Interestingly, there are recent clinical studies that begin to bridge the gap between animal models of CYP-mediated arachidonic acid metabolism and cardiovascular disease in humans. Indeed, Akasaka et al. [38] examined CYP2C19 genotypes in 81 patients with microvascular angina (MVA) caused by coronary microvascular dysfunction. They found that CYP2C19 poor metabolizers had declined levels of EETs, suggesting insufficient defensive mechanism against chronic inflammation, a risk factor for MVA. Moreover, Theken et al. [39] evaluated the role of CYP-derived eicosanoids in humans with stable atherosclerotic cardiovascular disease (CVD, n = 82) versus healthy volunteers (n = 36). Among other things, they noted that obesity was significantly associated with low plasma EET levels and 14,15-EET:14,15 DHET ratios. Collectively, their findings suggest that CYP-mediated eicosanoid metabolism is dysregulated in certain subsets of CVD patients and demonstrate that biomarkers of CYP epoxygenase are altered in stable CVD patients relative to healthy individuals. Later on, the same group came up with a study [24] of 106 patients with stable coronary artery disease (CAD) in which relationships between biomarkers of CYP-mediated eicosanoid metabolism and vascular function phenotypes were evaluated. Collectively, their findings demonstrated that enhanced CYP ω-hydroxylases (generating HETEs) and sEH (degradating EETs) metabolic functions are associated with more advanced endothelial dysfunction and vascular inflammation, respectively, in patients with established atherosclerotic CVD.

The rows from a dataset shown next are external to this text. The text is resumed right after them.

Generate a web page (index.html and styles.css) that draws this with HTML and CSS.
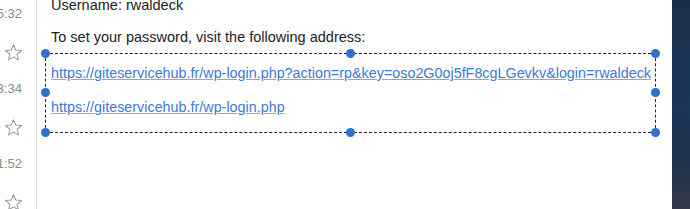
FILE: index.html
```html
<!DOCTYPE html>
<html>
<head>
<meta charset="utf-8">
<link rel="stylesheet" href="styles.css">
</head>
<body>
<div class="app">
  <aside class="list">
    <div class="entry"><div class="time">15:32</div><div class="star"><svg viewBox="0 0 20 20" width="19" height="19"><path d="M10 1.8l2.4 5.6 6 .5-4.6 4 1.4 5.9L10 14.6l-5.2 3.2 1.4-5.9-4.6-4 6-.5z" fill="none" stroke="#9a9a9a" stroke-width="1.1" stroke-linejoin="round"/></svg></div></div>
    <div class="entry"><div class="time">13:34</div><div class="star"><svg viewBox="0 0 20 20" width="19" height="19"><path d="M10 1.8l2.4 5.6 6 .5-4.6 4 1.4 5.9L10 14.6l-5.2 3.2 1.4-5.9-4.6-4 6-.5z" fill="none" stroke="#9a9a9a" stroke-width="1.1" stroke-linejoin="round"/></svg></div></div>
    <div class="entry"><div class="time">11:52</div><div class="star"><svg viewBox="0 0 20 20" width="19" height="19"><path d="M10 1.8l2.4 5.6 6 .5-4.6 4 1.4 5.9L10 14.6l-5.2 3.2 1.4-5.9-4.6-4 6-.5z" fill="none" stroke="#9a9a9a" stroke-width="1.1" stroke-linejoin="round"/></svg></div></div>
  </aside>
  <main class="mail">
    <p class="line first">Username: rwaldeck</p>
    <p class="line second">To set your password, visit the following address:</p>
    <div class="selection">
      <a class="link one" href="#">https://giteservicehub.fr/wp-login.php?action=rp&amp;key=oso2G0oj5fF8cgLGevkv&amp;login=rwaldeck</a>
      <a class="link two" href="#">https://giteservicehub.fr/wp-login.php</a>
      <span class="handle tl"></span><span class="handle tm"></span><span class="handle tr"></span>
      <span class="handle ml"></span><span class="handle mr"></span>
      <span class="handle bl"></span><span class="handle bm"></span><span class="handle br"></span>
    </div>
  </main>
  <div class="desktop"></div>
</div>
</body>
</html>
```
FILE: styles.css
```css
html, body {
  margin: 0;
  padding: 0;
  background: #fff;
}
.app {
  display: flex;
  width: 690px;
  height: 209px;
  overflow: hidden;
  font-family: "Liberation Sans", Arial, sans-serif;
}
.list {
  width: 36px;
  flex: none;
  border-right: 1px solid #e6e6e6;
  overflow: hidden;
  padding-top: 5px;
}
.entry {
  height: 75px;
}
.time {
  font-size: 13px;
  color: #8c8c8c;
  text-align: right;
  padding-right: 14px;
  line-height: 18px;
  white-space: nowrap;
  direction: rtl;
  width: 22px;
}
.star {
  margin-top: 20px;
  padding-left: 4px;
  height: 19px;
}
.star svg {
  display: block;
}
.mail {
  flex: 1;
  position: relative;
  padding-left: 8px;
}
.line {
  margin: 0;
  font-size: 14.5px;
  color: #222;
  padding-left: 6px;
  line-height: 18px;
}
.first {
  margin-top: -4px;
}
.second {
  margin-top: 14px;
}
.selection {
  position: relative;
  margin-top: 7px;
  width: 611px;
  height: 80px;
  border: 1px dashed #222;
  display: flex;
  flex-direction: column;
  padding-left: 5px;
  padding-top: 10px;
  box-sizing: border-box;
}
.link {
  font-size: 14.35px;
  color: #3a7bd9;
  text-decoration: underline;
  text-decoration-color: #7fa8e8;
  line-height: 18px;
  white-space: nowrap;
}
.two {
  margin-top: 16px;
}
.handle {
  position: absolute;
  width: 9px;
  height: 9px;
  border-radius: 50%;
  background: #2f6fd0;
}
.tl { left: -5px; top: -5px; }
.tm { left: 300px; top: -5px; }
.tr { right: -5px; top: -5px; }
.ml { left: -5px; top: 34px; }
.mr { right: -5px; top: 34px; }
.bl { left: -5px; bottom: -5px; }
.bm { left: 300px; bottom: -5px; }
.br { right: -5px; bottom: -5px; }
.desktop {
  width: 18px;
  flex: none;
  background: linear-gradient(180deg, #1b2f4a 0%, #1a3658 50%, #22334c 80%, #363848 100%);
}
```
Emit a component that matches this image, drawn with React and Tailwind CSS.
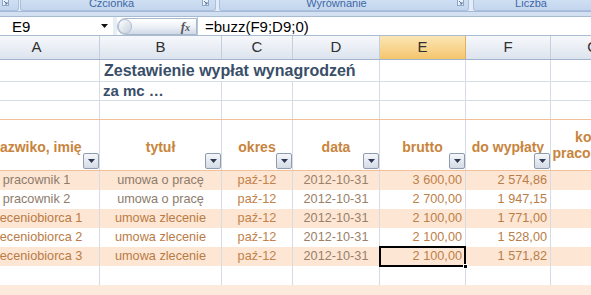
import React from "react";

const W = ["w-[126px]", "w-[122px]", "w-[71px]", "w-[87px]", "w-[86px]", "w-[85px]", "w-[85px]"];
const GRID = "border-r border-[#d6dce5]";

function Launcher() {
  return (
    <svg width="7" height="7" viewBox="0 0 7 7" className="shrink-0">
      <rect x="0.5" y="0.5" width="6" height="6" fill="#e9f0f8" stroke="#8ea6c6" />
      <path d="M2 2 L5 5 M5 3 L5 5 L3 5" stroke="#4a6a98" strokeWidth="0.9" fill="none" />
    </svg>
  );
}

function FilterBtn() {
  return (
    <div className="absolute right-0 bottom-[1px] w-[16px] h-[16px] rounded-[2px] border border-[#8f9cb0] bg-linear-to-b from-[#f5f7fa] to-[#d5dbe5] flex items-center justify-center">
      <svg width="7" height="4" viewBox="0 0 7 4">
        <path d="M0 0 L7 0 L3.5 4 Z" fill="#2c3a52" />
      </svg>
    </div>
  );
}

const rows = [
  ["pracownik 1", "umowa o pracę", "paź-12", "2012-10-31", "3 600,00", "2 574,86", true],
  ["pracownik 2", "umowa o pracę", "paź-12", "2012-10-31", "2 700,00", "1 947,15", false],
  ["zleceniobiorca 1", "umowa zlecenie", "paź-12", "2012-10-31", "2 100,00", "1 771,00", true],
  ["zleceniobiorca 2", "umowa zlecenie", "paź-12", "2012-10-31", "2 100,00", "1 528,00", false],
  ["zleceniobiorca 3", "umowa zlecenie", "paź-12", "2012-10-31", "2 100,00", "1 571,82", true],
];

export default function App() {
  return (
    <div className="w-[591px] h-[295px] overflow-hidden bg-white font-['Liberation_Sans',Arial,sans-serif]">
      {/* Ribbon group labels */}
      <div className="h-[12px] flex bg-[#e3ecf7] border-b border-[#a3b9d6] overflow-hidden">
        <div className="w-[19px] shrink-0 h-[11px] bg-linear-to-b from-[#cfdff3] to-[#c3d6ee] rounded-br-[3px] border-r border-b border-[#aac0dc] flex items-start pl-[2px]">
          <div className="-mt-[1px]"><Launcher /></div>
        </div>
        <div className="ml-[1px] w-[196px] shrink-0 h-[11px] bg-linear-to-b from-[#cfdff3] to-[#c3d6ee] rounded-b-[3px] border-x border-b border-[#aac0dc] flex items-start">
          <div className="flex-1 text-center text-[11px] leading-[11px] -mt-[2px] text-[#3e68a6]">Czcionka</div>
          <div className="-mt-[1px] mr-[6px]"><Launcher /></div>
        </div>
        <div className="ml-[3px] w-[250px] shrink-0 h-[11px] bg-linear-to-b from-[#cfdff3] to-[#c3d6ee] rounded-b-[3px] border-x border-b border-[#aac0dc] flex items-start">
          <div className="flex-1 text-center text-[11px] leading-[11px] -mt-[2px] text-[#3e68a6] pr-[4px]">Wyrównanie</div>
          <div className="-mt-[1px] mr-[4px]"><Launcher /></div>
        </div>
        <div className="ml-[4px] w-[130px] shrink-0 h-[11px] bg-linear-to-b from-[#cfdff3] to-[#c3d6ee] rounded-b-[3px] border-x border-b border-[#aac0dc] flex items-start">
          <div className="w-[114px] text-center text-[11px] leading-[11px] -mt-[2px] text-[#3e68a6]">Liczba</div>
        </div>
      </div>
      <div className="h-[4px] bg-[#d3e0f1]" />

      {/* Formula bar */}
      <div className="h-[20px] flex items-center bg-white border-y border-[#a9bbd3]">
        <div className="w-[113px] shrink-0 h-full flex items-center justify-between pl-[12px] pr-[5px]">
          <span className="text-[15px] leading-none text-black">E9</span>
          <svg width="7" height="4" viewBox="0 0 7 4"><path d="M0 0 L7 0 L3.5 4 Z" fill="#111" /></svg>
        </div>
        <div className="w-[4px] h-full bg-[#e8eef6]" />
        <div className="relative w-[80px] h-[17px] shrink-0 rounded-l-full rounded-r-[2px] border border-[#a8b7cb] bg-linear-to-b from-white via-[#eef2f7] to-[#cfd9e6] flex items-center justify-end pr-[6px]">
          <div className="absolute left-[0px] top-[0px] w-[14px] h-[15px] rounded-full border border-[#b3bfcf] bg-linear-to-br from-white to-[#c7d1de]" />
          <span className="font-['Liberation_Serif',serif] italic font-bold text-[13px] leading-none text-[#555]">f<span className="text-[10px]">x</span></span>
        </div>
        <div className="flex-1 h-full border-l border-[#b8c6d8] pl-[7px] flex items-center">
          <span className="text-[15px] leading-none text-black">=buzz(F9;D9;0)</span>
        </div>
      </div>

      {/* Column headers */}
      <div className="flex -ml-[26px] h-[24px] border-b border-[#9fb3cc]">
        {["A", "B", "C", "D", "E", "F", "G"].map((l, i) => (
          <div
            key={l}
            className={`${W[i]} shrink-0 h-full flex items-center justify-center text-[15px] text-[#303030] border-r ${
              l === "E"
                ? "bg-linear-to-b from-[#fbe6b4] to-[#f5c56c] border-[#e0b060]"
                : "bg-linear-to-b from-[#f6f8fb] to-[#dde4ee] border-[#c3cfdf]"
            }`}
          >
            {l}
          </div>
        ))}
      </div>

      {/* Row 1: title */}
      <div className="flex -ml-[26px] h-[22px] border-b border-[#d6dce5]">
        <div className={`${W[0]} shrink-0 ${GRID}`} />
        <div className={`${W[1]} shrink-0 relative`}>
          <div className="absolute left-[4px] top-0 h-full flex items-center whitespace-nowrap text-[16px] font-bold text-[#394e68]">
            Zestawienie wypłat wynagrodzeń
          </div>
        </div>
        <div className={`${W[2]} shrink-0`} />
        <div className={`${W[3]} shrink-0 ${GRID}`} />
        <div className={`${W[4]} shrink-0 ${GRID}`} />
        <div className={`${W[5]} shrink-0 ${GRID}`} />
        <div className={`${W[6]} shrink-0 ${GRID}`} />
      </div>

      {/* Row 2 */}
      <div className="flex -ml-[26px] h-[19px] border-b border-[#d6dce5]">
        <div className={`${W[0]} shrink-0 ${GRID}`} />
        <div className={`${W[1]} shrink-0 ${GRID} flex items-center pl-[3px] text-[15px] font-bold text-[#394e68] whitespace-nowrap`}>
          za mc …
        </div>
        <div className={`${W[2]} shrink-0 ${GRID}`} />
        <div className={`${W[3]} shrink-0 ${GRID}`} />
        <div className={`${W[4]} shrink-0 ${GRID}`} />
        <div className={`${W[5]} shrink-0 ${GRID}`} />
        <div className={`${W[6]} shrink-0 ${GRID}`} />
      </div>

      {/* Row 3 */}
      <div className="flex -ml-[26px] h-[19px] border-b border-[#f1bf98]">
        {W.map((w, i) => (
          <div key={i} className={`${w} shrink-0 ${GRID}`} />
        ))}
      </div>

      {/* Table header */}
      <div className="flex -ml-[26px] h-[51px] border-b border-[#f1bf98] text-[14px] font-bold text-[#c8843c]">
        {["nazwiko, imię", "tytuł", "okres", "data", "brutto", "do wypłaty"].map((t, i) => (
          <div key={t} className={`${W[i]} shrink-0 ${GRID} relative flex items-center justify-center pt-[4px] whitespace-nowrap`}>
            {t}
            <FilterBtn />
          </div>
        ))}
        <div className={`${W[6]} shrink-0 ${GRID} flex flex-col items-center justify-center leading-[16px] whitespace-nowrap`}>
          <span>koszt</span>
          <span>pracodawcy</span>
        </div>
      </div>

      {/* Data rows */}
      {rows.map((r, idx) => {
        const gray = idx < 2;
        return (
          <div key={idx} className={`flex -ml-[26px] h-[19px] text-[12.7px] ${r[6] ? "bg-[#fde6d4]" : "bg-white"}`}>
            <div className={`${W[0]} shrink-0 ${GRID} flex items-center justify-center whitespace-nowrap ${gray ? "text-[#8d7b6b]" : "text-[#b97b44]"}`}>{r[0]}</div>
            <div className={`${W[1]} shrink-0 ${GRID} flex items-center justify-center whitespace-nowrap ${gray ? "text-[#8d7b6b]" : "text-[#b97b44]"}`}>{r[1]}</div>
            <div className={`${W[2]} shrink-0 ${GRID} flex items-center justify-center text-[#c2824a]`}>{r[2]}</div>
            <div className={`${W[3]} shrink-0 ${GRID} flex items-center justify-center text-[#9a8068]`}>{r[3]}</div>
            <div className={`${W[4]} shrink-0 ${GRID} relative flex items-center justify-end pr-[3px] text-[#bd8048]`}>
              {r[4]}
              {idx === 4 && (
                <>
                  <div className="absolute -left-[1px] -top-[1px] -right-[1px] -bottom-[1px] border-2 border-black" />
                  <div className="absolute -right-[3px] -bottom-[3px] w-[5px] h-[5px] bg-black border border-white" />
                </>
              )}
            </div>
            <div className={`${W[5]} shrink-0 ${GRID} flex items-center justify-end pr-[3px] text-[#b97d47]`}>{r[5]}</div>
            <div className={`${W[6]} shrink-0 ${GRID}`} />
          </div>
        );
      })}

      {/* Empty row */}
      <div className="flex -ml-[26px] h-[19px]">
        {W.map((w, i) => (
          <div key={i} className={`${w} shrink-0 ${GRID}`} />
        ))}
      </div>
      <div className="h-[12px] bg-[#fdeadc]" />
    </div>
  );
}
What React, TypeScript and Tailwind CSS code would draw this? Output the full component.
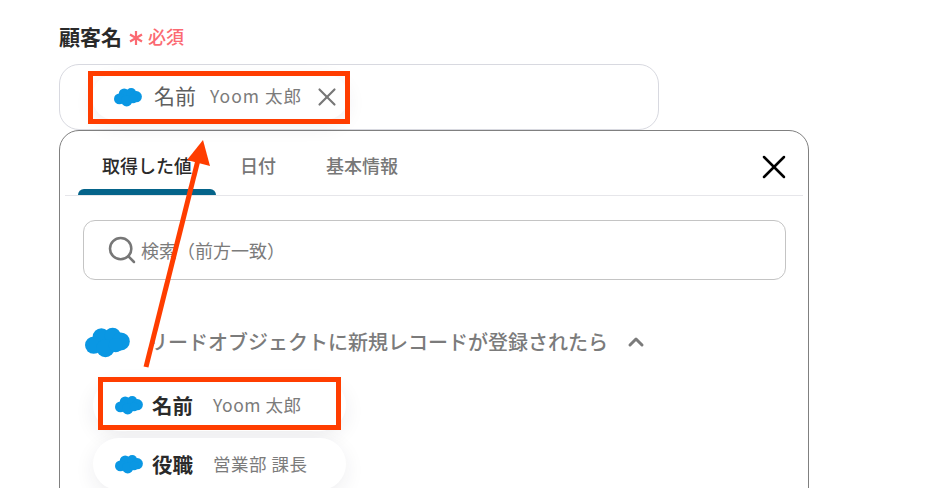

In the present study, we show that Type II diabetes, a major CVD-associated pathological condition, significantly decreases the cardiac protein expression of cytochrome P450 CYP2J and of hepatic CYP2C in db/db mice. As CYP2J and CYP2C are the major AA epoxygenases in the cardiovascular and hepatic systems [2], where they are widely expressed respectively [40], down regulation of these two CYP epoxygenases could compromise the formation of EETs, which play many crucial roles in cardiovascular homeostasis. In fact, in addition to their potent vasodilating effect, EETs have potent anti-inflammatory properties, inhibit platelet aggregation, promote fibrinolysis, and reduce vascular smooth muscle cell proliferation [41]. In addition, our results also show increased hepatic protein expression of both cytochrome P450 CYP4A and CYP4F in db/db mice. CYP4F2 is known to be the key AA ω-hydroxylase in human liver and kidney with a more superior substrate specificity for AA than the already established AA ω-hydroxylase CYP4A11 [42]. The massive formation of 20-HETE, along with its potent detrimental pro-inflammatory effects during ischemia-reperfusion and vasoconstrictor effect in the coronary arteries [2], suggests that it could also serve as an intracellular second messenger underlying the regulation of vascular tone [43].

5. Conclusions

Taken together, Type II diabetes-induced combined alterations of cardiac CYP2J, and hepatic CYP2C, CYP4A, and CYP4F protein expression are likely to play a significant role in CVD. As these four CYP isoforms were shown to generate the most vasoactive eicosanoid metabolites, Type II diabetes likely generates deleterious in situ alterations in the endogenous disposition of AA. Their net effect is thought to further promote CVD by disrupting the fine equilibrium between cardioprotective (CYP2C/CYP2J-generated) and cardiotoxic (CYP4A/CYP4F-generated) AA metabolites, adding weight on the cardiotoxic side of the balance.

6. Limitation

CVD-associated pathophysiological features of the diabetic mice such as (coronary disease, vasoconstriction, endothelial dysfunction, atherosclerosis, etc.) were not compared to those of the control animals. Such further studies, beyond the scope of this article, would help to elucidate how and how much the altered CYPs in Type II diabetes may influence the onset and progression of cardiovascular disease.